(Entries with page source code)
____
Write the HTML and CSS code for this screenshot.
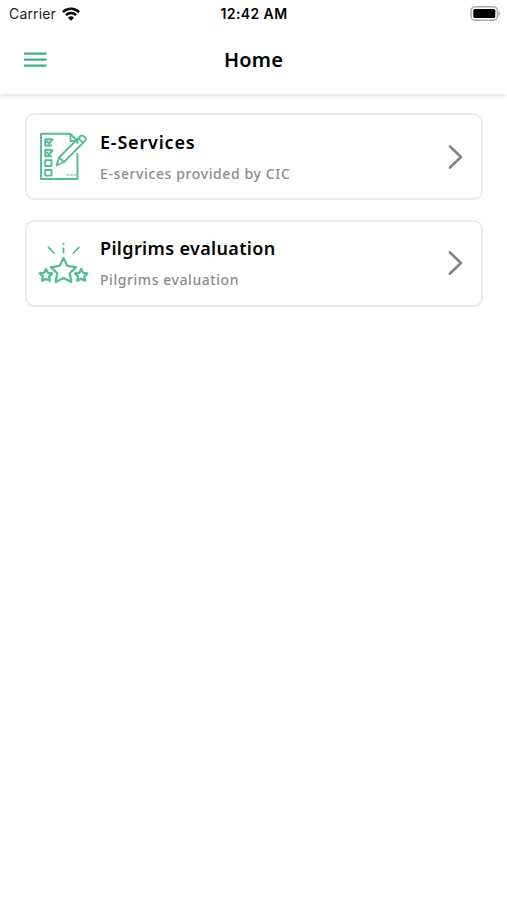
FILE: index.html
```html
<!DOCTYPE html>
<html lang="en">
<head>
<meta charset="utf-8">
<title>Home</title>
<link rel="stylesheet" href="styles.css">
</head>
<body>
<header class="top">
  <div class="status">
    <div class="carrier"><span class="carrier-name">Carrier</span>
      <svg class="wifi" width="18" height="14" viewBox="0 0 18 14" fill="none" stroke="#000" stroke-width="2.5"><path d="M.9 5.1C5.5.7 12.500.7 17.100 5.100M3.900 8.200C6.900 5.400 11.100 5.400 14.100 8.200"/><path d="M6 10.700Q9 8 12 10.700L9 13.700Z" fill="#000" stroke="none"/></svg>
    </div>
    <span class="time">12:42 AM</span>
    <svg class="battery" width="31" height="15" viewBox="0 0 31 15"><rect x="1" y=".8" width="26.500" height="13.400" rx="4" fill="#fff" stroke="#aaa" stroke-width="1.500"/><rect x="3.300" y="3" width="22" height="9" rx="1.500" fill="#000"/><path d="M28.500 5.300Q32 7.500 28.500 9.700Z" fill="#aaa"/></svg>
  </div>
  <nav class="bar">
    <svg class="menu" width="23" height="16" viewBox="0 0 23 16" stroke="#3fae8a" stroke-width="2.300"><path d="M0 1.700H22.500M0 7.700H22.500M0 13.700H22.500"/></svg>
    <h1 class="title">Home</h1>
    <span></span>
  </nav>
</header>
<main class="list">
  <a class="card">
    <svg class="icon" viewBox="39 132 50 50">
      <path d="M77.500 154V179H41V133.800H70.500L77.500 141V143M70.500 133.800V141H76"/>
      <path d="M56.500 165.500L59 157.500L80.500 136Q82 134.800 83.500 136.200L85.500 138.200Q86.500 139.500 85.300 140.700L64 162ZM59 157.500L64 162M78.300 138.200L83 143"/>
      <path d="M51.500 139.300H45.200V145.500H51.500M51.500 150H45.200V156.200H51.500M45.200 160.300H51.500V166H45.200ZM45.200 170H51.500V175.600H45.200ZM47 141.500L49 143.500L52.500 139.500M47 152.500L49 154.500L52.500 150.500"/>
      <path class="fine" d="M67 175H69M70.500 175H72.500M74 175H76"/>
    </svg>
    <div class="copy"><h2 class="name services">E-Services</h2><p class="desc provided">E-services provided by CIC</p></div>
    <svg class="chevron" width="16" height="26" viewBox="0 0 16 26"><path d="M2 2.500L13 13L2 23.500"/></svg>
  </a>
  <a class="card">
    <svg class="icon stars" viewBox="39 238.500 50 50">
      <path d="M63.500 258.500L67.300 266.300L76 267.600L69.800 273.700L71.300 282.500L63.500 278.400L55.700 282.500L57.200 273.700L51 267.600L59.700 266.300Z"/>
      <path d="M46 269.500L47.900 273.300L52.200 273.900L49.100 276.900L49.900 281.200L46 279.200L42.100 281.200L42.900 276.900L39.800 273.900L44.100 273.300ZM81.200 269.500L83.100 273.300L87.400 273.900L84.300 276.900L85.100 281.200L81.200 279.200L77.300 281.200L78.100 276.900L75 273.900L79.300 273.300Z"/>
      <path class="ray" d="M48.500 247.800L54 253.500M63.500 248.800V253M63.500 244.200V244.700M79 247.800L73.500 253.500"/>
    </svg>
    <div class="copy"><h2 class="name evaluation">Pilgrims evaluation</h2><p class="desc rating">Pilgrims evaluation</p></div>
    <svg class="chevron" width="16" height="26" viewBox="0 0 16 26"><path d="M2 2.500L13 13L2 23.500"/></svg>
  </a>
</main>
</body>
</html>
```
FILE: styles.css
```css
* { box-sizing: border-box; }
body { margin: 0; min-height: 900px; background: #fff; color: #000; font-family: "Noto Sans", sans-serif; }
.top { height: 94px; background: #fff; box-shadow: 0 1px 5px rgba(0, 0, 0, .16); }
.status { display: grid; grid-template-columns: 1fr auto 1fr; align-items: center; height: 27px; padding: 0 6px 0 9px; font-family: Inter, sans-serif; }
.carrier { display: flex; align-items: center; gap: 6px; font-size: 14px; color: #222; letter-spacing: .15px; }
.wifi { display: block; }
.time { margin-left: -2px; font-size: 14px; font-weight: 600; letter-spacing: .4px; }
.battery { justify-self: end; margin-top: -1px; }
.bar { display: grid; grid-template-columns: 1fr auto 1fr; align-items: center; height: 65px; padding: 0 24px; }
.title { margin: 0; font-size: 20px; line-height: 28px; font-weight: 600; letter-spacing: .2px; }
.list { display: flex; flex-direction: column; gap: 19.5px; padding: 19px 24.5px 0 25px; }
.card { display: flex; align-items: center; height: 87px; padding: 0 17px 0 12px; border: 2px solid #ebebeb; border-radius: 9px; }
.icon { width: 50px; height: 50px; margin-right: 11px; flex: none; overflow: visible; fill: none; stroke: #55bb98; stroke-width: 1.900; stroke-linejoin: round; stroke-linecap: round; }
.stars { stroke-width: 2.300; }
.fine { stroke-width: 1; }
.ray { stroke-width: 1.800; }
.copy { flex: 1; }
.name, .desc { margin: 0; white-space: nowrap; }
.name { font-size: 18px; line-height: 30px; font-weight: 600; }
.services { letter-spacing: .8px; }
.evaluation { letter-spacing: .35px; }
.desc { margin-top: 4px; font-size: 14px; line-height: 26px; font-weight: 500; color: #8c8c8c; }
.provided { letter-spacing: .61px; }
.rating { letter-spacing: .56px; }
.chevron { margin-right: -.5px; fill: none; stroke: #858585; stroke-width: 2.700; stroke-linecap: round; stroke-linejoin: round; }
```
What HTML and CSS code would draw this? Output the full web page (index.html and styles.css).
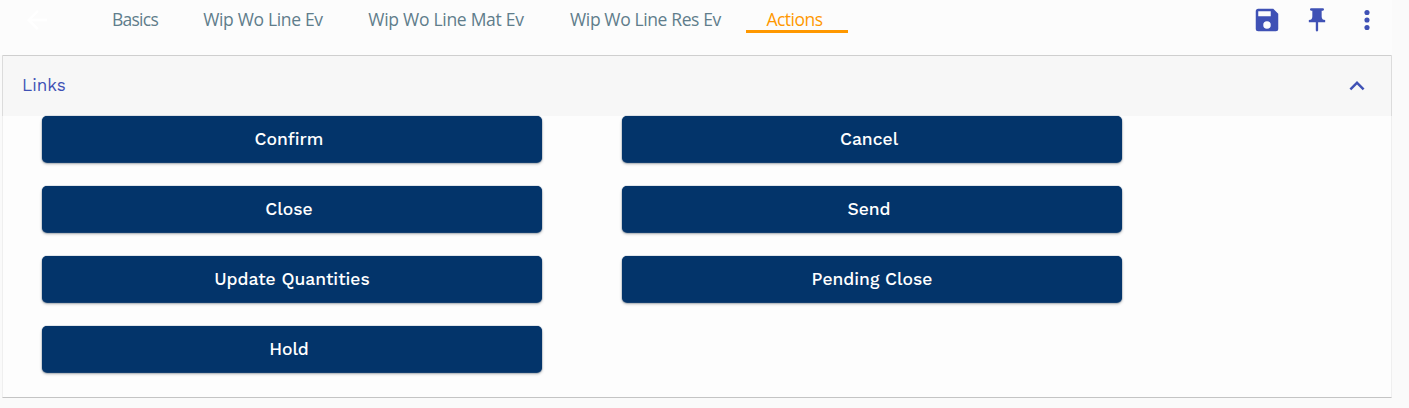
FILE: index.html
```html
<!DOCTYPE html>
<html lang="en">
<head>
<meta charset="utf-8">
<title>Actions</title>
<link rel="stylesheet" href="styles.css">
</head>
<body>
<header class="toolbar">
  <svg class="back" viewBox="0 0 24 24"><path d="M20 11H7.83l5.59-5.59L12 4l-8 8 8 8 1.41-1.41L7.83 13H20z"/></svg>
  <nav class="tabs">
    <a class="tab basics">Basics</a>
    <a class="tab line">Wip Wo Line Ev</a>
    <a class="tab mat">Wip Wo Line Mat Ev</a>
    <a class="tab res">Wip Wo Line Res Ev</a>
    <a class="tab active">Actions</a>
  </nav>
  <div class="tools">
    <svg class="tool save" viewBox="0 0 24 24"><path d="M17 3H5a2 2 0 0 0-2 2v14a2 2 0 0 0 2 2h14a2 2 0 0 0 2-2V7zm-5 16a3 3 0 1 1 0-6 3 3 0 0 1 0 6zm3-10H5V5h10z"/></svg>
    <svg class="tool" viewBox="0 0 24 24"><path d="M16 9V4h1a1 1 0 0 0 0-2H7a1 1 0 0 0 0 2h1v5a3 3 0 0 1-3 3v2h5.970v7l1 1 1-1v-7H19v-2a3 3 0 0 1-3-3z"/></svg>
    <svg class="tool" viewBox="0 0 24 24"><circle cx="12" cy="5.600" r="2.200"/><circle cx="12" cy="12" r="2.200"/><circle cx="12" cy="18.400" r="2.200"/></svg>
  </div>
</header>
<main class="panel">
  <div class="panel-head">
    <span class="panel-title">Links</span>
    <svg class="chevron" viewBox="0 0 24 24"><path d="M12 8l-6 6 1.410 1.410L12 10.830l4.590 4.580L18 14z"/></svg>
  </div>
  <div class="actions">
    <button class="action">Confirm</button>
    <button class="action">Cancel</button>
    <button class="action">Close</button>
    <button class="action">Send</button>
    <button class="action wide">Update Quantities</button>
    <button class="action wide">Pending Close</button>
    <button class="action">Hold</button>
  </div>
</main>
</body>
</html>
```
FILE: styles.css
```css
* { box-sizing: border-box; }
body {
  margin: 0;
  height: 408px;
  overflow: hidden;
  background: #fafafa;
  font-family: "Work Sans", Inter, sans-serif;
}
.toolbar {
  display: flex;
  align-items: flex-start;
  width: 1392px;
  height: 55px;
  background: #fcfcfc;
}
.back { width: 30px; height: 30px; margin: 5px 0 0 22px; fill: #fff; }
.tabs { display: flex; margin-left: 37px; }
.tab {
  height: 33px;
  text-align: center;
  white-space: nowrap;
  font: 17.5px/38px "Segoe UI", "Open Sans", sans-serif;
  color: #607d8b;
}
.basics { width: 92px; letter-spacing: -0.75px; }
.line { width: 164px; letter-spacing: -0.33px; }
.mat { width: 202px; letter-spacing: -0.28px; }
.res { width: 197px; letter-spacing: -0.38px; }
.active {
  width: 102px;
  margin-left: 2px;
  padding-right: 5px;
  border-bottom: 3px solid #ff9800;
  letter-spacing: -0.5px;
  color: #ff9800;
}
.tools { display: flex; gap: 22px; margin: 6px 11px 0 auto; }
.tool { width: 28px; height: 28px; fill: #3f51b5; }
.save { width: 30px; height: 30px; margin: -1px -1px 0; }
.panel {
  width: 1390px;
  height: 343px;
  margin-left: 2px;
  border: 1px solid #efefef;
  border-top-color: #cfcfcf;
  border-bottom: 1px solid #c4c4c4;
  background: #fdfdfd;
}
.panel-head {
  display: flex;
  align-items: center;
  justify-content: space-between;
  height: 60px;
  margin: 0 -1px;
  padding: 0 19px;
  border: solid #dcdcdc;
  border-width: 0 1px;
  background: #f7f7f7;
}
.panel-title {
  margin-top: -2px;
  font: 17px/24px "Work Sans", Inter, sans-serif;
  color: #3f51b5;
}
.chevron { width: 30px; height: 30px; fill: #3f51b5; }
.actions {
  display: grid;
  grid-template-columns: 500px 500px;
  gap: 24px 80px;
  padding-left: 39px;
}
.action {
  height: 46px;
  padding: 0 6px 0 0;
  border: 0;
  border-radius: 5px;
  background: #03346a;
  box-shadow: 0 0.5px 1px #03346a, 0 2px 3px rgba(0, 0, 0, 0.3);
  color: #fff;
  font: 500 17.5px/46px "Work Sans", Inter, sans-serif;
}
.wide { padding: 0; }
```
____
- _EXERCISE REQUIREMENTS_: Report each line in the data that holds the word "this".

- _THE SOLUTION_:
Write the HTML and CSS code for this screenshot.
What HTML and CSS code would draw this? Output the full web page (index.html and styles.css).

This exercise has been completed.